Déjà, je suis super fier et heureux d’être le porte-drapeau de cette première soirée UFC en France. De pouvoir être le main event du premier UFC en France, historiquement. C’est quelque chose qu’on ne pourra pas me retirer. Je n’aime pas promettre des choses donc je ne promets jamais. Par contre, je peux partager mes envies. Et c’est de terminer le combat avant la fin. J’aimerais ne pas aller à la décision, peu importe de quelle manière. C’est pour ça que je veux une condition physique à toute épreuve car j’ai envie d’envoyer, j’ai envie que ça débite, je ne veux pas que ça aille au cinquième round.

On sait que vous aimez la boxe.

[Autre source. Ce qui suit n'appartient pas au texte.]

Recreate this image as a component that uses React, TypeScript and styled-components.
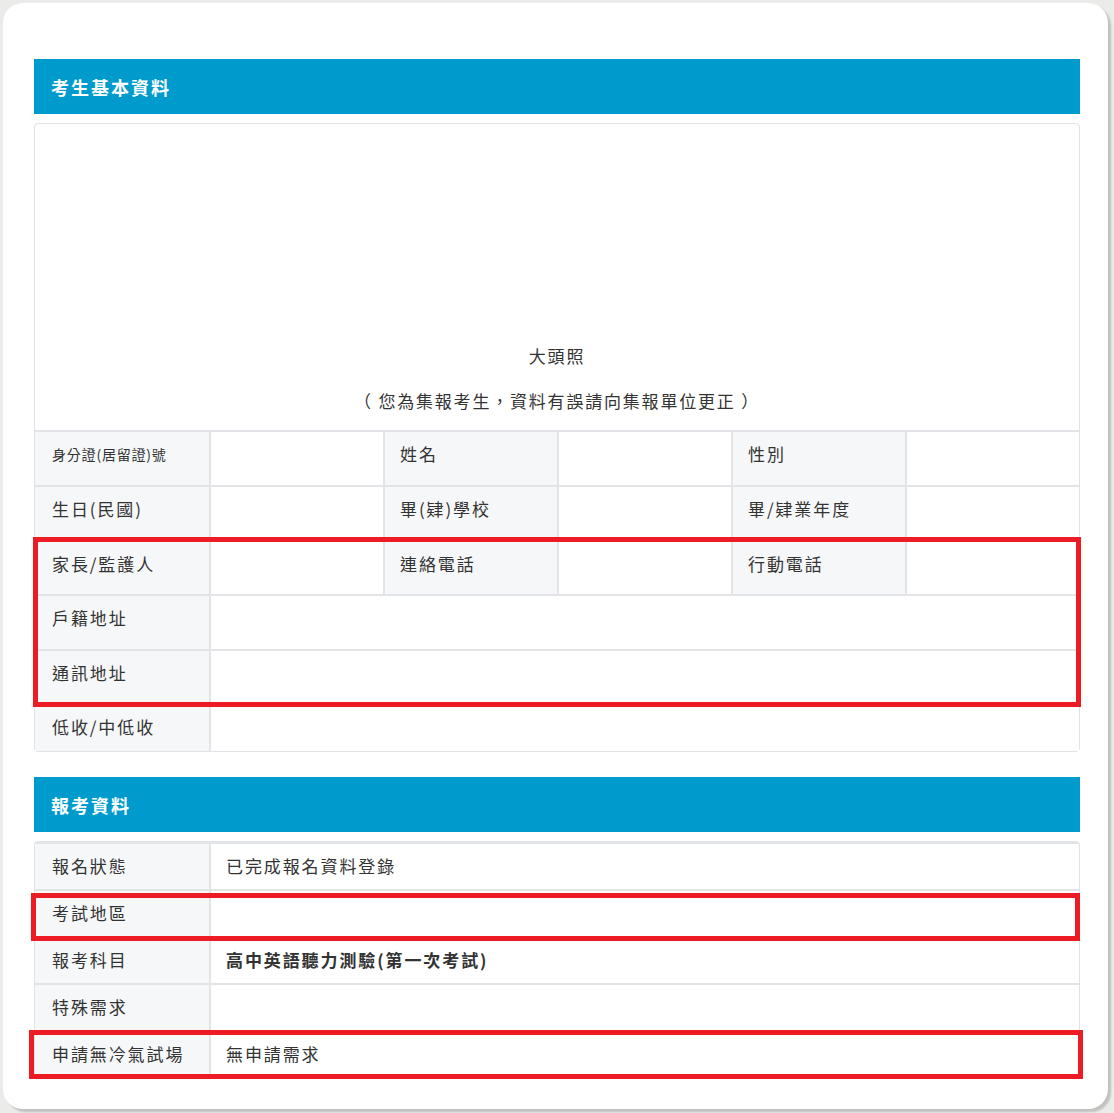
import styled, { createGlobalStyle } from "styled-components";

const GlobalStyle = createGlobalStyle`
  html, body {
    margin: 0;
    padding: 0;
  }
  body {
    background: #ebebea;
    font-family: "Noto Sans CJK TC", "Noto Sans", sans-serif;
    color: #333;
  }
`;

const Page = styled.div`
  padding: 3px 6px 6px 3px;
`;

const Card = styled.div`
  width: 1105px;
  box-sizing: border-box;
  background: #fff;
  border-radius: 20px;
  box-shadow: 3px 3px 2px rgba(0, 0, 0, 0.18);
  padding: 56px 28px 31px 31px;
`;

const Section = styled.section`
  & + & {
    margin-top: 25px;
  }
`;

const SectionTitle = styled.h2`
  margin: 0 0 9px;
  height: 55px;
  display: flex;
  align-items: center;
  padding-left: 17px;
  background: #009bcd;
  color: #fff;
  font-size: 18px;
  font-weight: 700;
  letter-spacing: 2px;
`;

const Table = styled.div`
  border: 1px solid #dfe2e6;
  border-radius: 4px;
  background: #fff;
`;

const Photo = styled.div`
  height: 306px;
  box-sizing: border-box;
  display: flex;
  flex-direction: column;
  align-items: center;
  justify-content: flex-end;
  gap: 21px;
  padding-bottom: 17px;
  font-size: 17px;
  line-height: 24px;
  letter-spacing: 1.8px;
`;

const Row = styled.div<{ $cols: number; $height: number }>`
  display: grid;
  grid-template-columns: ${(p) => (p.$cols === 6 ? "repeat(6, 1fr)" : "174px 1fr")};
  height: ${(p) => p.$height}px;
  box-sizing: border-box;
  border-top: 2px solid #e2e4e8;
`;

const Cell = styled.div<{ $label?: boolean; $span?: number; $small?: boolean; $bold?: boolean }>`
  grid-column: span ${(p) => p.$span ?? 1};
  padding: 10px 16px 0 17px;
  line-height: 24px;
  font-size: ${(p) => (p.$small ? "14px" : "17px")};
  letter-spacing: ${(p) => (p.$small ? "0.8px" : "1.9px")};
  font-weight: ${(p) => (p.$bold ? 700 : 400)};
  background: ${(p) => (p.$label ? "#f6f7f9" : "#fff")};
  white-space: nowrap;
  & + & {
    border-left: 2px solid #e2e4e8;
    padding-left: 15px;
  }
`;

const Marked = styled.div`
  position: relative;
`;

const Highlight = styled.div<{ $t: number; $r: number; $b: number; $l: number }>`
  position: absolute;
  top: ${(p) => p.$t}px;
  right: ${(p) => p.$r}px;
  bottom: ${(p) => p.$b}px;
  left: ${(p) => p.$l}px;
  border: 5px solid #ed1c24;
  pointer-events: none;
`;

type Pair = { label: string; value?: string; small?: boolean };

const InfoRow = ({ items, height }: { items: Pair[]; height: number }) => (
  <Row $cols={6} $height={height}>
    {items.map((it) => [
      <Cell key={it.label} $label $small={it.small}>
        {it.label}
      </Cell>,
      <Cell key={it.label + "-v"} $span={items.length === 1 ? 5 : 1}>
        {it.value}
      </Cell>,
    ])}
  </Row>
);

const ExamRow = ({ label, value, bold }: { label: string; value?: string; bold?: boolean }) => (
  <Row $cols={2} $height={47}>
    <Cell $label>{label}</Cell>
    <Cell $bold={bold}>{value}</Cell>
  </Row>
);

const App = () => {
  return (
    <Page>
      <GlobalStyle />
      <Card>
        <Section>
          <SectionTitle>考生基本資料</SectionTitle>
          <Table>
            <Photo>
              <div>大頭照</div>
              <div>（ 您為集報考生，資料有誤請向集報單位更正 ）</div>
            </Photo>
            <InfoRow
              height={55}
              items={[{ label: "身分證(居留證)號", small: true }, { label: "姓名" }, { label: "性別" }]}
            />
            <InfoRow
              height={55}
              items={[{ label: "生日(民國)" }, { label: "畢(肄)學校" }, { label: "畢/肄業年度" }]}
            />
            <Marked>
              <InfoRow
                height={54}
                items={[{ label: "家長/監護人" }, { label: "連絡電話" }, { label: "行動電話" }]}
              />
              <InfoRow height={55} items={[{ label: "戶籍地址" }]} />
              <InfoRow height={54} items={[{ label: "通訊地址" }]} />
              <Highlight $t={-3} $r={-2} $b={-4} $l={-2} />
            </Marked>
            <InfoRow height={48} items={[{ label: "低收/中低收" }]} />
          </Table>
        </Section>

        <Section>
          <SectionTitle>報考資料</SectionTitle>
          <Table>
            <ExamRow label="報名狀態" value="已完成報名資料登錄" />
            <Marked>
              <ExamRow label="考試地區" />
              <Highlight $t={4} $r={-1} $b={-5} $l={-4} />
            </Marked>
            <ExamRow label="報考科目" value="高中英語聽力測驗(第一次考試)" bold />
            <ExamRow label="特殊需求" />
            <Marked>
              <ExamRow label="申請無冷氣試場" value="無申請需求" />
              <Highlight $t={0} $r={-4} $b={-2} $l={-6} />
            </Marked>
          </Table>
        </Section>
      </Card>
    </Page>
  );
};

export default App;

Et votre style, fait entre autres d’une grosse maîtrise de déplacements, marche aujourd’hui chez les meilleurs poids lourds du noble art entre Tyson Fury et Oleksandr Usyk. Etes-vous titillé par l’idée d’aller vous tester dans cette discipline?

Je suis déjà conscient que j’ai une belle boxe anglaise. Alors attention, ce que je fais en MMA n’est pas de la boxe anglaise. Mais j’en ai. J’aime bien ma boxe anglaise. Ce jeu est quelque chose qui m’attire beaucoup. J’ai des choses qui m’avaient fait hésiter à partir sur la boxe anglaise plutôt que sur le MMA. J’ai finalement choisi le MMA pour x raisons. Mais demain, j’aimerais bien un challenge comme ça. M’entraîner uniquement en boxe anglaise pour avoir cette endurance d’épaule car on sait très bien que c’est différent, de la même manière que si tu mets un boxeur en MMA, il ne va pas tenir longtemps sur le cardio, il va faire un tour au sol et ne jamais se relever. Et en boxe anglaise, il faut s’entraîner pour douze rounds. Mais j’aimerais bien un jour, oui. Après de là à dire que j’ai un regret, non. Aucun regret. Je suis très heureux où je suis aujourd’hui. Mais pourquoi pas aller tester un jour.